For a time last fall, there was some enthusiasm for a potential rebuild or redesign of Delaware Park Meadows. Who knows the current status of the pipe dream? For now, let’s take a look at some fellows in Philadelphia, interested in a restoration of a classic golf course of their own, who are going about it in the proper way. Cobb’s Creek was designed by Hugh Wilson, a talented architect who passed too soon from this world. Wilson has two other courses to his credit, the east and west courses at Merion. The east was the site of the 2013 US Open, won by Justin Rose. Wilson was also involved in the design of Pine Valley, across the state line in New Jersey. Not a bad set of courses to have on one’s resume. This alone makes the Cobb’s Creek course worthy of revitalization. No shotgun wedding here, old-fashioned hard work and diligent research. Joe Bausch and Mike Cirba, of the Cobb’s Creek project, answer a few questions for us.
1. Please introduce yourselves and tell us a bit about your history with golf.
BAUSCH: I’ve been playing golf since I was about 10 years old (now 53 years young). I did not become interested in the history of golf until becoming part of GolfClubAtlas.com. That is where I met Mike and many other golfers from the Delaware Valley. I discovered Cobb’s Creek golf course as it was on my way to work as I drove to Villanova University from my comfy apartment in West Philadelphia. When the topic of the early history of Cobb’s Creek came up, I proceeded to the library at Villanova and starting digging!
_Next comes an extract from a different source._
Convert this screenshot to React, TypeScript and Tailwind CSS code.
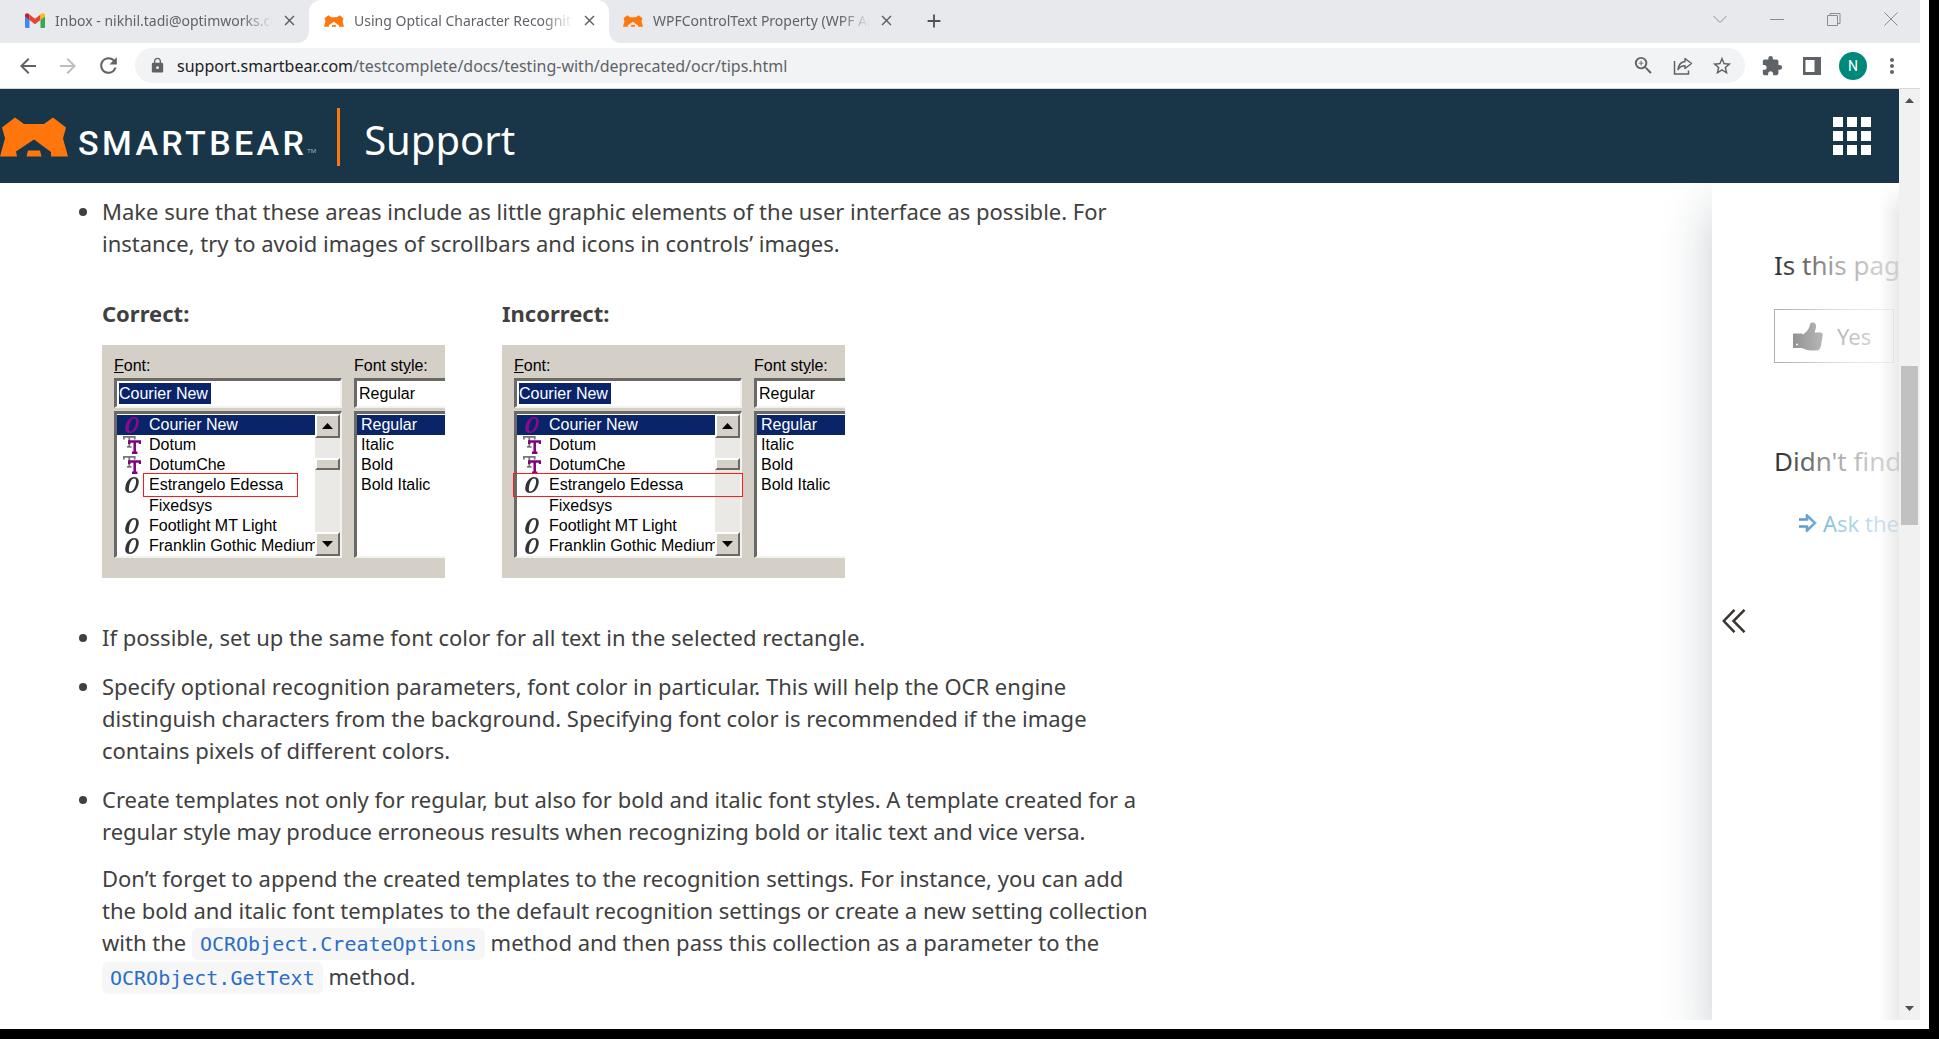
import type { ReactNode } from 'react';
import {
  MdArrowBack,
  MdArrowForward,
  MdRefresh,
  MdLock,
  MdZoomIn,
  MdStarBorder,
  MdExtension,
  MdMoreVert,
  MdClose,
  MdAdd,
} from 'react-icons/md';

function Bear({ className }: { className: string }) {
  return (
    <svg viewBox="0 0 68 40" className={className} fill="#ff760d" aria-hidden="true">
      <path d="M0 39.500 5 21.500 2 10.500 15 .500 24 7H44L53 .500 66 10.500 63 21.500 68 39.500H51V35L34 22.500 16 34.500 17 39.500Z" />
      <path d="M28 33.500H40L41.500 39.500H26.500Z" />
    </svg>
  );
}

function Gmail() {
  return (
    <svg viewBox="0 0 20 15" className="h-[15px] w-5 shrink-0" aria-hidden="true">
      <path d="M0 3 4.500 6.500V15H1.500A1.500 1.500 0 0 1 0 13.500Z" fill="#4285f4" />
      <path d="M20 3 15.500 6.500V15H18.500A1.500 1.500 0 0 0 20 13.500Z" fill="#34a853" />
      <path d="M4.500 1.500 10 5.700 15.500 1.500V7L10 11.200 4.500 7Z" fill="#ea4335" />
      <path d="M0 3.500V2.200C0 .300 2-.500 3.600.800L4.500 1.500V7Z" fill="#c5221f" />
      <path d="M20 3.500V2.200C20 .300 18-.500 16.400.800L15.500 1.500V7Z" fill="#fbbc04" />
    </svg>
  );
}

function Tab({ icon, title, close }: { icon: ReactNode; title: string; close: string }) {
  return (
    <>
      <button type="button" className="flex min-w-0 flex-1 items-center gap-2.5">
        {icon}
        <span className="min-w-0 flex-1 overflow-hidden whitespace-nowrap text-left text-sm text-[#5f6368] [mask-image:linear-gradient(to_right,black_86%,transparent)]">
          {title}
        </span>
      </button>
      <button type="button" aria-label={close} className="ml-2 text-[#5b5e63]">
        <MdClose size={17} />
      </button>
    </>
  );
}

function TabStrip() {
  return (
    <div className="flex h-[43px] bg-white">
      <div className="flex w-[309px] items-center rounded-br-xl bg-[#e7e9ec] pb-0.5 pl-[25px] pr-[11px]">
        <Tab icon={<Gmail />} title="Inbox - nikhil.tadi@optimworks.com" close="Close inbox tab" />
      </div>
      <div className="w-[300px] bg-[#e7e9ec]">
        <div className="flex h-full items-center rounded-t-xl bg-white pb-0.5 pl-[15px] pr-[11px]">
          <Tab
            icon={<Bear className="h-3 w-5 shrink-0" />}
            title="Using Optical Character Recognition"
            close="Close active tab"
          />
        </div>
      </div>
      <div className="flex flex-1 items-center justify-between rounded-bl-xl bg-[#e7e9ec] pb-0.5">
        <div className="flex items-center">
          <div className="flex w-[298px] items-center pl-[14px] pr-3">
            <Tab
              icon={<Bear className="h-3 w-5 shrink-0" />}
              title="WPFControlText Property (WPF Apps)"
              close="Close third tab"
            />
          </div>
          <button type="button" aria-label="New tab" className="ml-4 text-[#4f5257]">
            <MdAdd size={22} />
          </button>
        </div>
        <div className="flex gap-[43px] pr-[22px] pb-1 text-[#8a8c8f]">
          <button type="button" aria-label="Search tabs">
            <svg width="14" height="14" fill="none" stroke="currentColor">
              <path d="M.5 4 7 10.500 13.500 4" />
            </svg>
          </button>
          <button type="button" aria-label="Minimize">
            <svg width="14" height="14" fill="none" stroke="currentColor">
              <path d="M0 7.500H14" />
            </svg>
          </button>
          <button type="button" aria-label="Restore">
            <svg width="14" height="14" fill="none" stroke="currentColor">
              <path d="M.5 3.500H10.500V13.500H.5ZM3 3.500V1.500H13V11.500H10.500" />
            </svg>
          </button>
          <button type="button" aria-label="Close window">
            <svg width="14" height="14" fill="none" stroke="currentColor">
              <path d="M.5 .5 13.500 13.500M13.500 .5 .5 13.500" />
            </svg>
          </button>
        </div>
      </div>
    </div>
  );
}

function Toolbar() {
  return (
    <div className="flex h-[46px] items-center border-b border-[#d5d7da] px-4 text-[#5f6368]">
      <div className="flex gap-4">
        <button type="button" aria-label="Back">
          <MdArrowBack size={24} />
        </button>
        <button type="button" aria-label="Forward" className="text-[#bcbec1]">
          <MdArrowForward size={24} />
        </button>
        <button type="button" aria-label="Reload">
          <MdRefresh size={25} />
        </button>
      </div>
      <div className="ml-[14px] flex h-[35px] flex-1 items-center rounded-full bg-[#f1f3f4] pl-[14px] pr-3">
        <MdLock size={17} className="shrink-0" />
        <button type="button" className="ml-[11px] flex-1 text-left text-base">
          <span className="text-[#202124]">support.smartbear.com</span>
          /testcomplete/docs/testing-with/deprecated/ocr/tips.html
        </button>
        <div className="flex items-center gap-[18px]">
          <button type="button" aria-label="Zoom">
            <MdZoomIn size={23} />
          </button>
          <button type="button" aria-label="Share">
            <svg width="20" height="20" viewBox="0 0 20 20" fill="none" stroke="currentColor" strokeWidth="1.500">
              <path d="M1.500 5V18H15.500V14.500" />
              <path d="M12 2.500 18.500 7.500 12 12.500V9.700C8.500 9.700 6.500 11 5 13.500 5.500 9 8 6 12 5.500Z" strokeLinejoin="round" />
            </svg>
          </button>
          <button type="button" aria-label="Bookmark">
            <MdStarBorder size={22} />
          </button>
        </div>
      </div>
      <div className="flex items-center pl-4">
        <button type="button" aria-label="Extensions">
          <MdExtension size={22} />
        </button>
        <button type="button" aria-label="Side panel" className="ml-5">
          <svg width="18" height="18" fill="currentColor">
            <path d="M0 0H18V18H0ZM2.500 3V15H11.500V3Z" fillRule="evenodd" />
          </svg>
        </button>
        <button
          type="button"
          className="ml-[18px] size-7 rounded-full bg-[#00897b] font-['Roboto',sans-serif] text-sm text-white"
        >
          N
        </button>
        <button type="button" aria-label="Menu" className="ml-[13px]">
          <MdMoreVert size={24} />
        </button>
      </div>
    </div>
  );
}

function SiteHeader() {
  return (
    <header className="flex h-[94px] items-center justify-between bg-[#183648] pr-7 text-white">
      <div className="flex items-center pt-px">
        <a href="#home" className="flex items-center gap-[10px]">
          <Bear className="h-10 w-[68px]" />
          <span className="pt-3 font-['Roboto',sans-serif] text-[34px] leading-10 font-medium tracking-widest">
            SMARTBEAR
          </span>
        </a>
        <span className="self-end pb-3 text-[6px] leading-none text-[#a9b5bc]">TM</span>
        <span className="ml-[21px] h-[58px] w-[3px] bg-[#ff760d]" />
        <span className="ml-6 pt-1.5 text-[40px] leading-[48px]">Support</span>
      </div>
      <button type="button" aria-label="Products" className="grid grid-cols-3 gap-1">
        {Array.from({ length: 9 }, (_, i) => (
          <span key={i} className="size-2.5 bg-white" />
        ))}
      </button>
    </header>
  );
}

function OIcon({ color }: { color: string }) {
  return (
    <svg viewBox="0 0 18 18" className="size-[18px]" aria-hidden="true">
      <path
        d="M11 1C15 1 16.500 4 15.500 8 14.500 13 11 17 7 17 3 17 1.500 14 2.500 10 3.500 5 7 1 11 1ZM11 2.500C9 2.500 7 6 6.200 10 5.500 13.500 5.800 15.500 7.200 15.500 9.500 15.500 12 12 12.800 8 13.500 4.500 13 2.500 11 2.500Z"
        fill={color}
        fillRule="evenodd"
      />
    </svg>
  );
}

function TTIcon() {
  return (
    <svg viewBox="0 0 20 20" className="h-5 w-[18px]" aria-hidden="true">
      <path d="M1 4V1H13V4M7 1V12M4.500 12H9.500" fill="none" stroke="#777" strokeWidth="2" />
      <path d="M7 9V6H19V9M13 6V18M10 18.500H16" fill="none" stroke="#800080" strokeWidth="2.800" />
    </svg>
  );
}

const fontRows: { name: string; icon?: 'o' | 'tt' }[] = [
  { name: 'Courier New', icon: 'o' },
  { name: 'Dotum', icon: 'tt' },
  { name: 'DotumChe', icon: 'tt' },
  { name: 'Estrangelo Edessa', icon: 'o' },
  { name: 'Fixedsys' },
  { name: 'Footlight MT Light', icon: 'o' },
  { name: 'Franklin Gothic Medium', icon: 'o' },
];

const sunken =
  'border-t-3 border-l-3 border-b-2 border-r-2 border-t-[#6b6965] border-l-[#6b6965] border-b-[#f4f2ee] border-r-[#f4f2ee] bg-white';
const raised = 'border-2 border-t-white border-l-white border-b-[#6b6965] border-r-[#6b6965] bg-[#d4d0c8]';

function FontDialog({ id, wide }: { id: string; wide: boolean }) {
  return (
    <div className="flex h-[233px] w-[343px] gap-3 overflow-hidden bg-[#d4d0c8] pt-[11px] pl-3 font-['Liberation_Sans',sans-serif] text-base text-black">
      <div className="w-[228px] shrink-0">
        <label htmlFor={id + '-font'} className="block h-[22px] leading-5">
          <u>F</u>ont:
        </label>
        <div className={'flex h-[30px] items-center pl-0.5 ' + sunken}>
          <input
            id={id + '-font'}
            readOnly
            value="Courier New"
            className="h-[21px] w-[92px] bg-[#0a246a] text-white outline-none"
          />
        </div>
        <div className={'mt-[3px] flex h-[147px] ' + sunken}>
          <ul className="flex min-w-0 flex-1 flex-col pt-px">
            {fontRows.map((row, i) => (
              <li
                key={row.name}
                className={'relative flex flex-1 items-center ' + (i === 0 ? 'bg-[#0a246a] text-white' : '')}
              >
                <span className="flex w-8 shrink-0 pl-[6px]">
                  {row.icon === 'o' && <OIcon color={i === 0 ? '#8b0a8b' : '#333'} />}
                  {row.icon === 'tt' && <TTIcon />}
                </span>
                <span className="overflow-hidden whitespace-nowrap leading-5">{row.name}</span>
                {i === 3 && (
                  <span
                    className={
                      'absolute z-10 h-6 border border-[#ff1a1a] ' +
                      (wide ? '-left-1 w-[230px]' : 'left-[26px] w-[155px]')
                    }
                  />
                )}
              </li>
            ))}
          </ul>
          <div className="flex w-[25px] shrink-0 flex-col justify-between bg-[#ebe9e5]">
            <button type="button" aria-label="Scroll up" className={'flex h-6 items-center justify-center ' + raised}>
              <svg width="11" height="6">
                <path d="M0 6 5.500 0 11 6Z" />
              </svg>
            </button>
            <div className={'mb-[42px] h-3 ' + raised} />
            <button type="button" aria-label="Scroll down" className={'flex h-6 items-center justify-center ' + raised}>
              <svg width="11" height="6">
                <path d="M0 0H11L5.500 6Z" />
              </svg>
            </button>
          </div>
        </div>
      </div>
      <div className="w-[150px] shrink-0">
        <label htmlFor={id + '-style'} className="block h-[22px] leading-5">
          Font st<u>y</u>le:
        </label>
        <div className={'flex h-[30px] items-center pl-0.5 ' + sunken}>
          <input id={id + '-style'} readOnly value="Regular" className="w-20 outline-none" />
        </div>
        <ul className={'mt-[3px] h-[147px] pt-px leading-5 ' + sunken}>
          <li className="bg-[#0a246a] pl-1 text-white">Regular</li>
          <li className="pl-1">Italic</li>
          <li className="pl-1">Bold</li>
          <li className="pl-1">Bold Italic</li>
        </ul>
      </div>
    </div>
  );
}

function Code({ children }: { children: string }) {
  return (
    <a
      href="#method"
      className="inline-block rounded-md bg-[#f6f6f7] px-2 font-['DejaVu_Sans_Mono',monospace] text-xl leading-8 text-[#2a6ec6]"
    >
      {children}
    </a>
  );
}

function Article() {
  return (
    <article className="min-w-0 flex-1 pt-3 pl-[102px] text-[22px] leading-8 text-[#404040]">
      <ul className="flex max-w-[1060px] list-disc flex-col gap-[17px]">
        <li>
          <p>
            Make sure that these areas include as little graphic elements of the user interface as possible. For
            <br />
            instance, try to avoid images of scrollbars and icons in controls’ images.
          </p>
          <div className="flex gap-[57px] pt-[38px] pb-[26px]">
            <div>
              <h4 className="mb-4 font-bold">Correct:</h4>
              <FontDialog id="correct" wide={false} />
            </div>
            <div>
              <h4 className="mb-4 font-bold">Incorrect:</h4>
              <FontDialog id="incorrect" wide />
            </div>
          </div>
        </li>
        <li>If possible, set up the same font color for all text in the selected rectangle.</li>
        <li>
          Specify optional recognition parameters, font color in particular. This will help the OCR engine
          <br />
          distinguish characters from the background. Specifying font color is recommended if the image
          <br />
          contains pixels of different colors.
        </li>
        <li>
          <p>
            Create templates not only for regular, but also for bold and italic font styles. A template created for a
            <br />
            regular style may produce erroneous results when recognizing bold or italic text and vice versa.
          </p>
          <p className="mt-[15px]">
            Don’t forget to append the created templates to the recognition settings. For instance, you can add
            <br />
            the bold and italic font templates to the default recognition settings or create a new setting collection
            <br />
            with the <Code>OCRObject.CreateOptions</Code> method and then pass this collection as a parameter to the
            <br />
            <Code>OCRObject.GetText</Code> method.
          </p>
        </li>
      </ul>
    </article>
  );
}

function Feedback() {
  return (
    <aside className="relative w-[187px] shrink-0 bg-white shadow-[0_24px_48px_rgba(24,44,62,0.24)]">
      <div className="overflow-hidden pt-16 pl-[62px] whitespace-nowrap text-[#333]">
        <h3 className="text-[26px] leading-9">Is this page</h3>
        <button
          type="button"
          className="mt-[26px] flex h-[54px] w-[120px] items-center gap-[14px] border border-[#b0b0b0] pl-[18px] text-[22px] text-[#555]"
        >
          <svg width="30" height="29" viewBox="0 0 30 29" fill="#808080">
            <path
              d="M1 11.500H7.500C9 11.500 9.500 12 10 12.500 12.500 11 15.500 8 16.500 4.500 17 1.500 17.500 .5 19.500 .5 22 .5 23.300 2.500 23 5 22.800 7.200 22 8.800 21.500 10.500H27.500C29 10.500 30 11.800 29.700 13.500L28 23.500C27.500 27 26 28.500 23 28.500H18C14.500 28.500 12 27.500 9 26H1C.4 26 0 25.600 0 25V12.500C0 11.900 .4 11.500 1 11.500ZM4 21.500A1 1 0 1 0 4 23.500 1 1 0 1 0 4 21.500Z"
              fillRule="evenodd"
            />
          </svg>
          Yes
        </button>
        <h3 className="mt-20 text-[26px] leading-9">Didn't find</h3>
        <a href="#ask" className="mt-[26px] flex items-center gap-1.5 pl-[25px] text-[22px] leading-9 text-[#1286b8]">
          <svg width="18" height="18" viewBox="0 0 18 18" className="shrink-0" fill="#fff" stroke="#2c7cc0" strokeWidth="2.500">
            <path d="M0 5.500H8V1.500L16 9 8 16.500V12.500H0" />
          </svg>
          Ask the
        </a>
      </div>
      <div className="pointer-events-none absolute inset-y-0 right-0 w-[120px] bg-linear-to-r from-white/0 via-white/60 to-white/85" />
      <div className="pointer-events-none absolute inset-y-0 right-0 w-5 bg-linear-to-r from-black/0 to-black/8 [mask-image:linear-gradient(to_bottom,transparent,black_30px)]" />
      <button type="button" aria-label="Expand panel" className="mt-[68px] ml-[10px] block">
        <svg width="24" height="24" fill="none" stroke="#3a3632" strokeWidth="2.500">
          <path d="M12.500 .8 1.800 12 12.500 23.200M22.500 .8 11.500 12 22.500 23.200" />
        </svg>
      </button>
    </aside>
  );
}

function Scrollbar() {
  return (
    <div className="flex w-[21px] shrink-0 flex-col items-center bg-[#f1f1f1] py-[9px]">
      <svg width="9" height="5" fill="#505050">
        <path d="M0 5 4.500 0 9 5Z" />
      </svg>
      <div className="mt-[263px] h-[159px] w-[17px] bg-[#c1c1c1]" />
      <svg width="9" height="5" fill="#505050" className="mt-auto">
        <path d="M0 0H9L4.500 5Z" />
      </svg>
    </div>
  );
}

export default function App() {
  return (
    <div className="flex min-h-screen flex-col bg-black pr-[10px] pb-[10px] font-['Noto_Sans',sans-serif]">
      <div className="flex flex-1 flex-col bg-white pr-[9px] pb-[9px]">
        <TabStrip />
        <Toolbar />
        <div className="flex flex-1">
          <div className="flex min-w-0 flex-1 flex-col">
            <SiteHeader />
            <div className="flex flex-1 overflow-hidden">
              <Article />
              <Feedback />
            </div>
          </div>
          <Scrollbar />
        </div>
      </div>
    </div>
  );
}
CIRBA: I missed another year of pitching Little League by 8 days and I was acquiring bench splinters in my behind as a 12 year old playing Teen ball against kids who were shaving. Some older friends of mine went to play golf and I asked why they would want to play “an old man’s sport”. I knew nothing about the game and one of them showed me the map of the course on the scorecard, saying “you have to hit over a pond here”, or “this hole goes around the woods”, etc. I was intrigued, so the next time they went I joined them at the nine-hole, 2200 yard, converted ramshackle farm course. By the time I stepped on the first green I was amazed that it was grass, and 11 shots after teeing off I was immediately hooked.
The course, Scott View Golf Course in Montdale, PA (today called Scott Greens and thankfully still in existence), cost all of $35 for an unlimited play annual membership. We were a lower middle income family so that was the only way we could afford to play. My dad would drop us off before work and come pick us up on his way home. One day he grabbed one of my left-handed rental clubs and got hooked himself, leading to something we could do together often over the last 40 years of his life.
Over the years it’s fair to say that golf saved my life, simply by giving me a productive outlet for youthful energies which I was only too willing too often to spend on various vices. By the time I played my second course, another converted farm 9-hole affair, I was struck by the fact that every hole on the course was completely different from the first course I played. In retrospect, that should have been obvious, but it was somewhat startling and intriguing to me that the playing fields of the sport, unlike other games, offered almost infinite varieties of settings and possibilities.
It became a passion of mine to play different golf courses and in October of 2015 I went abroad to play Muirfield in Scotland for my 1000th course. The reasons for that particular course were sentimental, based on my history with my dad.
2. The Philadelphia area has as complete a collection of classic golf courses as any place in the world. How did you each come to know and appreciate great golf course architecture?
BAUSCH: My interest in architecture was fueled by a visit probably 15 years ago to an early Gil Hanse design in the Philly suburbs known as Inniscrone. It was very bold and opened my eyes to architecture.
CIRBA: In 1971, while sitting in the Scott View clubhouse in Northeastern PA I picked up a Sports Illustrated magazine with a preview of the coming US Open at Merion and there was a story titled “The Ghosts of Merion” which juxtaposed modern color photos of various holes with sepia or black and white images of the men who made various histories, for better or worse, on various holes. I was fascinated and Merion became an instant sentimental favorite to me.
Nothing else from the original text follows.